Purchases are Further Hidden by In-Game Chats: To further hide communications from prying eyes, some gun transactions occur in a nontraditional form of social media: chat rooms of online games including Fortnite and the mobile gaming platform Roblox. “No one is paying attention to that,” one former gang member, Dane Washington Sr, told me.
Burner Accounts: Kids may maintain one social media account their parents know about, but many kids maintain multiple burner accounts, and sometimes use those for their most extreme posts, which may include threats and insults to peers they’d never say in person. “They’ll come to school the next day, and it’s just utter chaos because there’s been hours and hours on social media going back and forth,” a middle school teacher named Gene Fashaw told me. “So by the time they see each other, there’s no respect, no love, no empathy.”
Shoot First: In the age of smartphones, when everyone has a camera in their pocket, losing a fist fight and having that filmed and posted on social media becomes just another way to be embarrassed.
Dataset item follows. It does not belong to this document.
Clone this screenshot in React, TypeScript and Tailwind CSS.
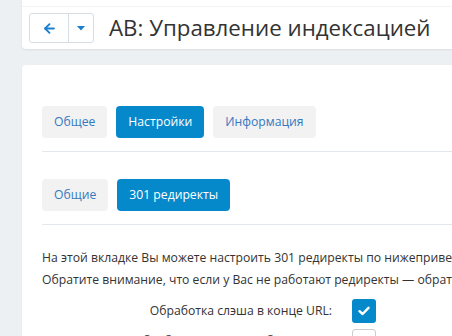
import { ArrowLeft } from "lucide-react";

const font = { fontFamily: '"Open Sans", "Liberation Sans", sans-serif' };

function Tab({ label, active }: { label: string; active?: boolean }) {
  return (
    <button
      className={
        active
          ? "h-8 rounded-[4px] bg-[#0589cb] px-[12px] text-[12.2px] text-white"
          : "h-8 rounded-[4px] bg-[#f2f2f3] px-[12px] text-[12.2px] text-[#3479c0]"
      }
    >
      {label}
    </button>
  );
}

function App() {
  return (
    <div
      className="flex h-[336px] w-[452px] flex-col overflow-hidden bg-[#edf0f2] text-[#333]"
      style={font}
    >
      <div className="ml-[22px] h-[49px] shrink-0 rounded-bl-[4px] bg-white shadow-[0_1px_2px_rgba(0,0,0,0.08)]">
        <div className="mt-[6px] border-t border-[#f1f3f5]" />
        <div className="flex items-center pl-[7px] pt-[6px]">
          <div className="flex h-[30px] rounded-[3px] border border-[#d6dde3] bg-white">
            <div className="flex w-[39px] items-center justify-center border-r border-[#d6dde3]">
              <ArrowLeft size={15} strokeWidth={3} className="text-[#1a7fd0]" />
            </div>
            <div className="flex w-[24px] items-center justify-center">
              <svg width="8" height="5" viewBox="0 0 8 5">
                <path d="M0 0h8L4 4.5z" fill="#1a7fd0" />
              </svg>
            </div>
          </div>
          <h1 className="ml-[15px] whitespace-nowrap text-[22.3px] leading-none text-[#333]">
            AB: Управление индексацией
          </h1>
        </div>
      </div>

      <div className="ml-[22px] mt-[16px] flex-1 rounded-tl-[4px] bg-white pl-[20px] pt-[41px] shadow-[0_1px_2px_rgba(0,0,0,0.06)]">
        <div className="flex gap-[9px]">
          <Tab label="Общее" />
          <Tab label="Настройки" active />
          <Tab label="Информация" />
        </div>
        <div className="mt-[13px] border-t border-[#e3e8ee]" />

        <div className="mt-[27px] flex gap-[9px]">
          <Tab label="Общие" />
          <Tab label="301 редиректы" active />
        </div>
        <div className="mt-[13px] border-t border-[#e3e8ee]" />

        <div className="mt-[22px] whitespace-nowrap text-[12.2px] leading-[22px] text-[#333]">
          <p>На этой вкладке Вы можете настроить 301 редиректы по нижеприведённым правилам.</p>
          <p>Обратите внимание, что если у Вас не работают редиректы — обратитесь к хостингу.</p>
        </div>

        <div className="mt-[8px] grid grid-cols-[290px_1fr] items-center gap-x-[20px] gap-y-[6px] text-[12.2px]">
          <label className="text-right">Обработка слэша в конце URL:</label>
          <div className="flex h-6 w-6 items-center justify-center rounded-[3px] bg-[#0589cb]">
            <svg width="12" height="10" viewBox="0 0 12 10">
              <path d="M1.5 5.2 4.6 8 10.5 1.8" fill="none" stroke="white" strokeWidth="2.4" strokeLinecap="round" strokeLinejoin="round" />
            </svg>
          </div>
          <label className="text-right">Обработка заглавных букв в URL:</label>
          <div className="h-6 w-6 rounded-[3px] border border-[#ccc]" />
        </div>
      </div>
    </div>
  );
}

export default App;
Instead, Washington told me, one increasingly common ethos he’s hearing from kids he’s trying to dissuade from gun violence is: “I’m not even gonna give you the chance to fight me; I’m gonna shoot your ass.”
Too Late: Law enforcement can only demand to see private social media profiles and messages if a judge signs off on a search warrant. That’s a good thing from a privacy perspective, but it does mean that police can’t easily prevent sales of weapons on social media, and usually can only get a search warrant to see what’s going on in social media backchannels after a shooting or homicide provides probable cause. Social media companies also appear to be either unwilling to comment or are being vague about their roles in gun violence.
Meanwhile, according to stats I obtained from the Denver Police Department, youth shootings in Colorado’s capital have been on the rise:
Still, the most alarming story I heard is not one I included in my recent piece. But the information arose after a youth violence interventionist I was interviewing on background (meaning he didn’t want his name used) mentioned that there’s far too many guns being sold to, and exchanged between, young people for them all to be stolen or even 3D-printed—which is increasingly the case. There are adults selling some of these guns to kids, he told me, particularly in Black communities. And as evidence, he pulled up screenshots on his phone involving a Snapchat exchange that one of his gun-carrying mentees, who is under 18, allegedly had with a stranger. The kid had shared the screenshots with his mentor—the guy I was interviewing. And in the messages I reviewed, the young person inquires about a gun, and is told by the stranger that spreading the word about his Snapchat page and helping earn him 40 more “likes” would earn the kid a free gun. That doesn’t sound like a lot of page-follows in exchange for a free weapon, but after that, the stranger tells the kid that boxes of ammo will be $100 each. According to the youth worker I interviewed, this whole arrangement actually happened—the young person went to a 7-Eleven on Denver’s east side to meet the seller and received a gun. The seller was allegedly a white guy. And also an adult.
The messages I reviewed are apparently now in the hands of Denver Police. I’ll be following whether the department actually discovers anything using them.
It’s now been two weeks since my feature was published October 1. During that time, two more teenagers in the Denver metro area have died by bullets. Those investigations are also ongoing. But I wouldn’t be surprised if, once any search warrants become available, there’s mentions of social media in them.